Era el 2015 en El Salvador, cuando los transportistas dejaron de circular por un paro anunciado nada menos que por los cabecillas de las bandas “Maras Salvatruchas” y “Barrio 18″, quienes intentaban negociar sus condiciones con el nuevo gobierno, tras la tregua pactada en los años 2012 y 2013, a costa de la vida de los choferes y pasajeros.

“Nueve transportistas muertos, cientos de unidades de transporte público paralizadas y miles de salvadoreños que se apretujan en vehículos de todo tipo que cobran mucho más de lo acostumbrado y viajan bajo custodia policial y militar”, era el resumen de la BBC. Se trataba de la forma más perversa de negociar con un gobierno. Era la delincuencia frente a las instituciones.

Así estaba ese país de Centroamérica, con la moral por los suelos y la delincuencia registrada para poder negociar los términos y los acuerdos con el propio Ejecutivo. Décadas atrás, el gobierno de Colombia hizo lo propio con los narcotraficantes del cártel de Pablo Escobar, con quienes dialogaban sobre cómo tratar a los bandidos y sus conveniencias para no hacerle más daño al país.

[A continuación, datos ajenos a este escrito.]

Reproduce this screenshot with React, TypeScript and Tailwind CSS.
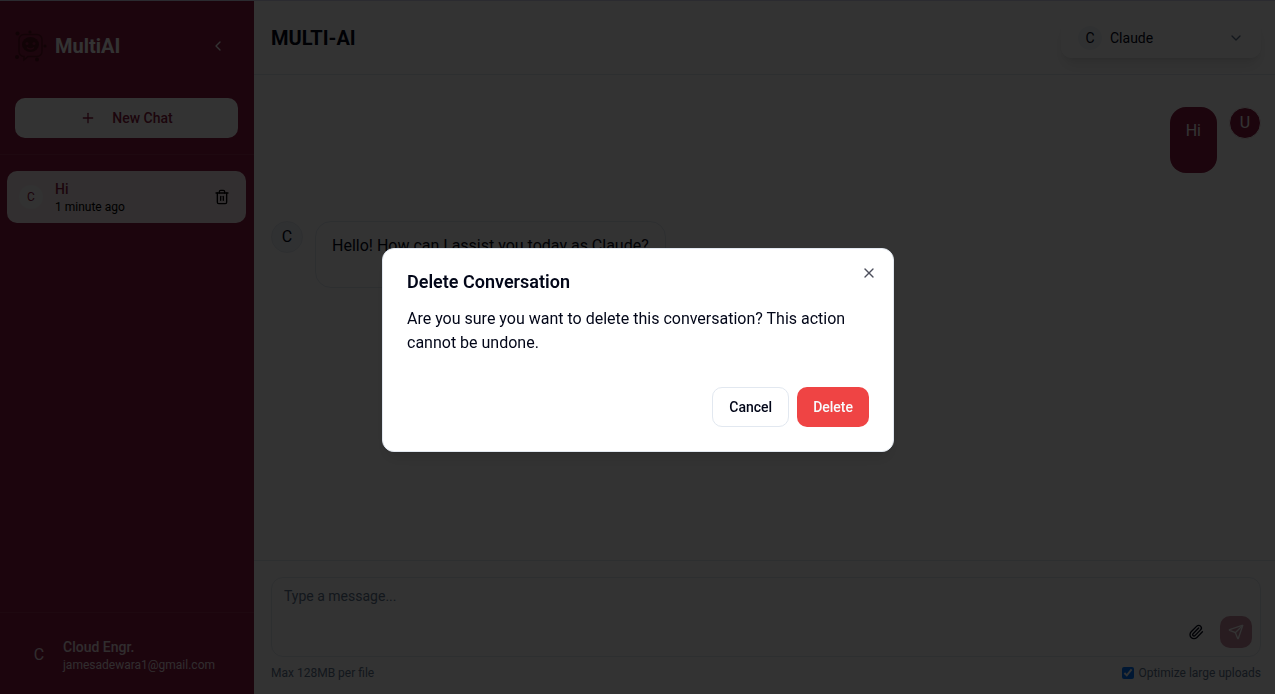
import React from "react";
import { ChevronDown, ChevronLeft, Paperclip, Plus, Send, Trash2, X } from "lucide-react";

function RobotLogo() {
  return (
    <svg viewBox="0 0 32 32" className="size-8 shrink-0" fill="none" stroke="#5f1024" strokeWidth="1.4" aria-hidden="true">
      <path d="M9 4.5h13a5 5 0 0 1 5 5v12a5 5 0 0 1-5 5H13l-4 3.5v-3.5a5 5 0 0 1-5-5v-12a5 5 0 0 1 5-5Z" />
      <ellipse cx="15.5" cy="14.5" rx="8.5" ry="7.5" fill="#55101f" stroke="none" />
      <circle cx="12" cy="13.5" r="1.5" fill="#8c1a40" stroke="none" />
      <circle cx="19" cy="13.5" r="1.5" fill="#8c1a40" stroke="none" />
      <path d="M12 17.5c2 2 5 2 7 0" stroke="#8c1a40" />
      <g fill="#55101f" stroke="none">
        <circle cx="2.5" cy="3.5" r="2" />
        <circle cx="15" cy="2" r="1.6" />
        <circle cx="30" cy="16" r="1.6" />
        <circle cx="2" cy="27" r="2" />
        <circle cx="22" cy="29.5" r="2" />
      </g>
    </svg>
  );
}

function Sidebar() {
  return (
    <aside className="flex w-[254px] shrink-0 flex-col bg-[#8c1a40] text-white">
      <div className="flex flex-col gap-8 border-b border-white/10 pt-[25px] pr-4 pb-4 pl-[15px]">
        <div className="flex items-center justify-between">
          <div className="flex items-center gap-2">
            <RobotLogo />
            <span className="text-xl font-bold">MultiAI</span>
          </div>
          <button type="button" aria-label="Collapse sidebar" className="flex size-10 items-center justify-center">
            <ChevronLeft className="size-4" />
          </button>
        </div>
        <button type="button" className="flex h-10 items-center justify-center gap-4 rounded-[10px] bg-white text-sm font-medium text-[#8c1a40]">
          <Plus className="size-4" />
          New Chat
        </button>
      </div>
      <div className="flex-1 pt-4 pr-2 pl-[7px]">
        <div className="flex h-[52px] items-center gap-3 rounded-[10px] bg-[#f8ecef] px-3">
          <span className="flex size-6 items-center justify-center rounded-full bg-[#fbf7f8] text-xs text-[#8c1a40]">C</span>
          <a href="#conversation" className="flex-1">
            <span className="block text-sm font-medium text-[#8c1a40]">Hi</span>
            <span className="block text-xs text-black">1 minute ago</span>
          </a>
          <button type="button" aria-label="Delete conversation" className="flex size-6 items-center justify-center text-black">
            <Trash2 className="size-4" />
          </button>
        </div>
      </div>
      <div className="flex items-center gap-2 border-t border-white/10 pt-6 pr-6 pb-[21px] pl-[23px] text-[#f0dfe4]">
        <span className="flex size-8 items-center justify-center">C</span>
        <div>
          <p className="text-sm font-medium">Cloud Engr.</p>
          <p className="text-xs">jamesadewara1@gmail.com</p>
        </div>
      </div>
    </aside>
  );
}

function Chat() {
  return (
    <main className="flex min-w-0 flex-1 flex-col">
      <header className="flex h-[74px] items-center justify-between border-b border-slate-200 pr-[14px] pl-[17px]">
        <h1 className="text-xl font-bold">MULTI-AI</h1>
        <button type="button" className="flex h-10 w-[200px] items-center gap-2 rounded-[10px] border border-white bg-white px-4 text-sm shadow-lg">
          <span className="flex size-6 items-center justify-center rounded-full bg-slate-100">C</span>
          <span className="flex-1 text-left">Claude</span>
          <ChevronDown className="size-4 text-slate-500" />
        </button>
      </header>

      <section className="flex flex-1 flex-col gap-12 pt-8 pr-[14px] pl-[17px]">
        <div className="flex items-start justify-end gap-3">
          <p className="h-[66px] rounded-2xl bg-[#8c1a40] px-4 py-3 text-white">Hi</p>
          <span className="flex size-8 items-center justify-center rounded-full border border-white bg-[#8c1a40] text-white">U</span>
        </div>
        <div className="flex items-start gap-3">
          <span className="flex size-8 items-center justify-center rounded-full border border-slate-200 bg-slate-100">C</span>
          <p className="h-[67px] rounded-2xl border border-slate-200 px-4 py-3">Hello! How can I assist you today as Claude?</p>
        </div>
      </section>

      <footer className="border-t border-slate-200 pt-4 pr-[14px] pb-[13px] pl-[17px]">
        <div className="flex h-20 rounded-xl border border-slate-200 p-2 pl-3">
          <textarea
            aria-label="Message"
            placeholder="Type a message..."
            className="min-w-0 flex-1 resize-none bg-transparent text-sm placeholder:text-slate-500"
          />
          <div className="flex items-end gap-2">
            <button type="button" aria-label="Attach file" className="flex size-8 items-center justify-center">
              <Paperclip className="size-4" />
            </button>
            <button type="button" aria-label="Send message" className="flex size-8 items-center justify-center rounded-[10px] bg-[#c58c9f] text-white">
              <Send className="size-4" />
            </button>
          </div>
        </div>
        <div className="mt-2 flex items-center justify-between text-xs text-slate-500">
          <span>Max 128MB per file</span>
          <label className="flex items-center gap-1">
            <input type="checkbox" defaultChecked className="size-3 accent-[#0075ff]" />
            Optimize large uploads
          </label>
        </div>
      </footer>
    </main>
  );
}

function DeleteDialog() {
  return (
    <div className="fixed inset-0 flex items-center justify-center bg-black/80 pt-[6px] pl-px">
      <div
        role="dialog"
        aria-modal="true"
        aria-labelledby="dialog-title"
        aria-describedby="dialog-text"
        className="relative w-full max-w-lg rounded-xl border border-slate-200 bg-white p-6 shadow-lg"
      >
        <h2 id="dialog-title" className="text-lg leading-[18px] font-semibold">Delete Conversation</h2>
        <p id="dialog-text" className="mt-4 text-base">
          Are you sure you want to delete this conversation? This action cannot be undone.
        </p>
        <div className="mt-8 flex justify-end gap-2 text-sm font-medium">
          <button type="button" className="h-10 rounded-[10px] border border-slate-200 px-4">Cancel</button>
          <button type="button" className="h-10 rounded-[10px] bg-[#ef4444] px-4 text-slate-50">Delete</button>
        </div>
        <button type="button" aria-label="Close" className="absolute top-4 right-4 text-slate-950 opacity-70">
          <X className="size-4" />
        </button>
      </div>
    </div>
  );
}

export default function App() {
  return (
    <div className="flex min-h-screen flex-col border-t border-[#d8d8f0] bg-white font-['Roboto',sans-serif] text-slate-950">
      <div className="flex flex-1">
        <Sidebar />
        <Chat />
      </div>
      <DeleteDialog />
    </div>
  );
}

Lo que ocurre en Lima es un tema que no se ha superado en Trujillo, por ejemplo, donde los transportistas se acostumbraron a elaborar su presupuesto anual incluyendo una partida adicional para las extorsiones. Lamentablemente se normalizó el pago de cupos porque la Policía se vio superada en organización y logística.

No creo que lleguemos al extremo de El Salvador, un país que renació de las manos de Bukele, aunque con disposiciones gubernamentales que atropellaban cualquier derecho ciudadano. Esa fórmula no es aplicable para un país tan grande como el nuestro. Lo que se necesita es reformular el sistema de justicia con la ayuda de la clase política, con un sistema penitenciario impenetrable. Ojalá comencemos.